* Dataset content
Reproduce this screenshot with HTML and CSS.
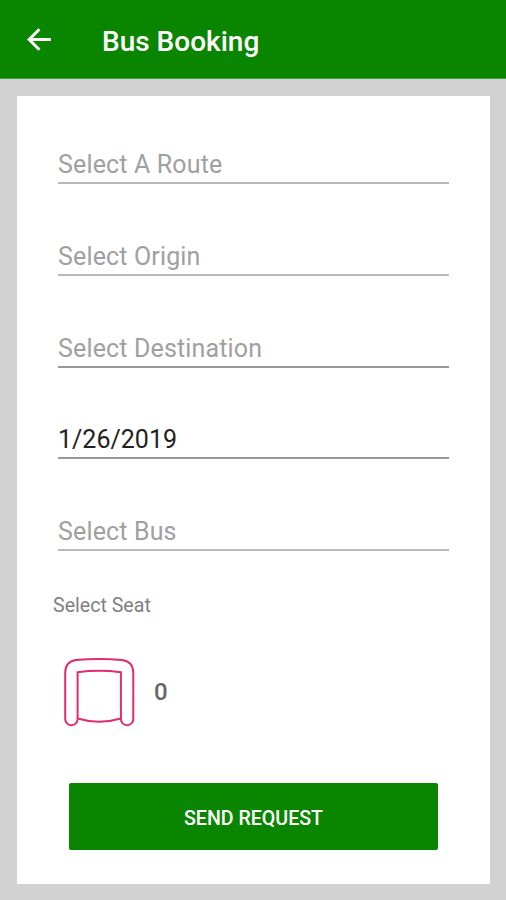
FILE: index.html
```html
<!DOCTYPE html>
<html lang="en">
<head>
<meta charset="utf-8">
<title>Bus Booking</title>
<link rel="stylesheet" href="styles.css">
</head>
<body>
<header class="app-bar">
  <svg class="back" width="26" height="26" viewBox="0 0 26 26" fill="none" stroke="#fff" stroke-width="3"><path d="M25 12.500H3.500M13.400 2.300 3.200 12.500l10.200 10.200"/></svg>
  <h1 class="title">Bus Booking</h1>
</header>
<main class="card">
  <div class="fields">
    <div class="field">Select A Route</div>
    <div class="field">Select Origin</div>
    <div class="field dark-line">Select Destination</div>
    <div class="field dark-line filled">1/26/2019</div>
    <div class="field">Select Bus</div>
  </div>
  <div class="seat-label">Select Seat</div>
  <div class="seat-row">
    <svg class="seat" width="74" height="72" viewBox="0 0 74 72" fill="none" stroke="#e02c70" stroke-width="2">
      <path d="M3.200 17Q3.200 5.500 14 4Q37 1.800 60 4Q71.300 5.500 71.300 17V63a6.200 6.200 0 0 1-12.400 0V16.200Q37 13.400 15.600 16.200V63a6.200 6.200 0 0 1-12.400 0Z"/>
      <path d="M15.600 62.500Q37 69 58.900 62.500"/>
    </svg>
    <span class="count">0</span>
  </div>
  <button class="send" type="button">SEND REQUEST</button>
</main>
</body>
</html>
```
FILE: styles.css
```css
* { box-sizing: border-box; }
body {
  margin: 0;
  height: 900px;
  overflow: hidden;
  background: #d2d2d2;
  font-family: Roboto, "Liberation Sans", sans-serif;
}
.app-bar {
  display: flex;
  align-items: center;
  height: 79px;
  padding: 2px 0 0 26px;
  background: #0a8500;
  border-bottom: 1px solid #429d3c;
}
.back { display: block; }
.title {
  margin: 3px 0 0 50px;
  color: #fff;
  font-size: 28px;
  font-weight: 500;
  line-height: 34px;
}
.card {
  height: 788px;
  margin: 17px 16px 0 17px;
  padding: 44px 41px 0;
  background: #fff;
}
.fields {
  display: flex;
  flex-direction: column;
  gap: 47.75px;
}
.field {
  height: 44px;
  padding-top: 9px;
  border-bottom: 2px solid #b9b9b9;
  color: #a0a0a0;
  font-size: 25px;
  font-weight: 400;
  letter-spacing: 0.15px;
  line-height: 32px;
}
.dark-line { border-bottom-color: #989898; }
.filled {
  color: #222;
  letter-spacing: 0;
}
.seat-label {
  margin: 43px 0 0 -5px;
  color: #808080;
  font-size: 19.6px;
  line-height: 24px;
}
.seat-row {
  display: flex;
  align-items: center;
  height: 72px;
  margin: 38px 0 0 4px;
}
.count {
  margin-left: 18px;
  color: #666;
  font-size: 24px;
  font-weight: 500;
}
.send {
  display: block;
  width: 369px;
  height: 67px;
  margin: 55px 0 0 11px;
  padding: 4px 0 0;
  border: 0;
  border-radius: 2px;
  background: #0a8500;
  color: #fff;
  font: 500 19.6px/24px Roboto, "Liberation Sans", sans-serif;
}
```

* Do this
All of the lines above should be retyped precisely, apart from the pictures.

* Solution to the problem
Reproduce this screenshot with HTML and CSS.
FILE: index.html
```html
<!DOCTYPE html>
<html lang="en">
<head>
<meta charset="utf-8">
<title>Bus Booking</title>
<link rel="stylesheet" href="styles.css">
</head>
<body>
<header class="app-bar">
  <svg class="back" width="26" height="26" viewBox="0 0 26 26" fill="none" stroke="#fff" stroke-width="3"><path d="M25 12.500H3.500M13.400 2.300 3.200 12.500l10.200 10.200"/></svg>
  <h1 class="title">Bus Booking</h1>
</header>
<main class="card">
  <div class="fields">
    <div class="field">Select A Route</div>
    <div class="field">Select Origin</div>
    <div class="field dark-line">Select Destination</div>
    <div class="field dark-line filled">1/26/2019</div>
    <div class="field">Select Bus</div>
  </div>
  <div class="seat-label">Select Seat</div>
  <div class="seat-row">
    <svg class="seat" width="74" height="72" viewBox="0 0 74 72" fill="none" stroke="#e02c70" stroke-width="2">
      <path d="M3.200 17Q3.200 5.500 14 4Q37 1.800 60 4Q71.300 5.500 71.300 17V63a6.200 6.200 0 0 1-12.400 0V16.200Q37 13.400 15.600 16.200V63a6.200 6.200 0 0 1-12.400 0Z"/>
      <path d="M15.600 62.500Q37 69 58.900 62.500"/>
    </svg>
    <span class="count">0</span>
  </div>
  <button class="send" type="button">SEND REQUEST</button>
</main>
</body>
</html>
```
FILE: styles.css
```css
* { box-sizing: border-box; }
body {
  margin: 0;
  height: 900px;
  overflow: hidden;
  background: #d2d2d2;
  font-family: Roboto, "Liberation Sans", sans-serif;
}
.app-bar {
  display: flex;
  align-items: center;
  height: 79px;
  padding: 2px 0 0 26px;
  background: #0a8500;
  border-bottom: 1px solid #429d3c;
}
.back { display: block; }
.title {
  margin: 3px 0 0 50px;
  color: #fff;
  font-size: 28px;
  font-weight: 500;
  line-height: 34px;
}
.card {
  height: 788px;
  margin: 17px 16px 0 17px;
  padding: 44px 41px 0;
  background: #fff;
}
.fields {
  display: flex;
  flex-direction: column;
  gap: 47.75px;
}
.field {
  height: 44px;
  padding-top: 9px;
  border-bottom: 2px solid #b9b9b9;
  color: #a0a0a0;
  font-size: 25px;
  font-weight: 400;
  letter-spacing: 0.15px;
  line-height: 32px;
}
.dark-line { border-bottom-color: #989898; }
.filled {
  color: #222;
  letter-spacing: 0;
}
.seat-label {
  margin: 43px 0 0 -5px;
  color: #808080;
  font-size: 19.6px;
  line-height: 24px;
}
.seat-row {
  display: flex;
  align-items: center;
  height: 72px;
  margin: 38px 0 0 4px;
}
.count {
  margin-left: 18px;
  color: #666;
  font-size: 24px;
  font-weight: 500;
}
.send {
  display: block;
  width: 369px;
  height: 67px;
  margin: 55px 0 0 11px;
  padding: 4px 0 0;
  border: 0;
  border-radius: 2px;
  background: #0a8500;
  color: #fff;
  font: 500 19.6px/24px Roboto, "Liberation Sans", sans-serif;
}
```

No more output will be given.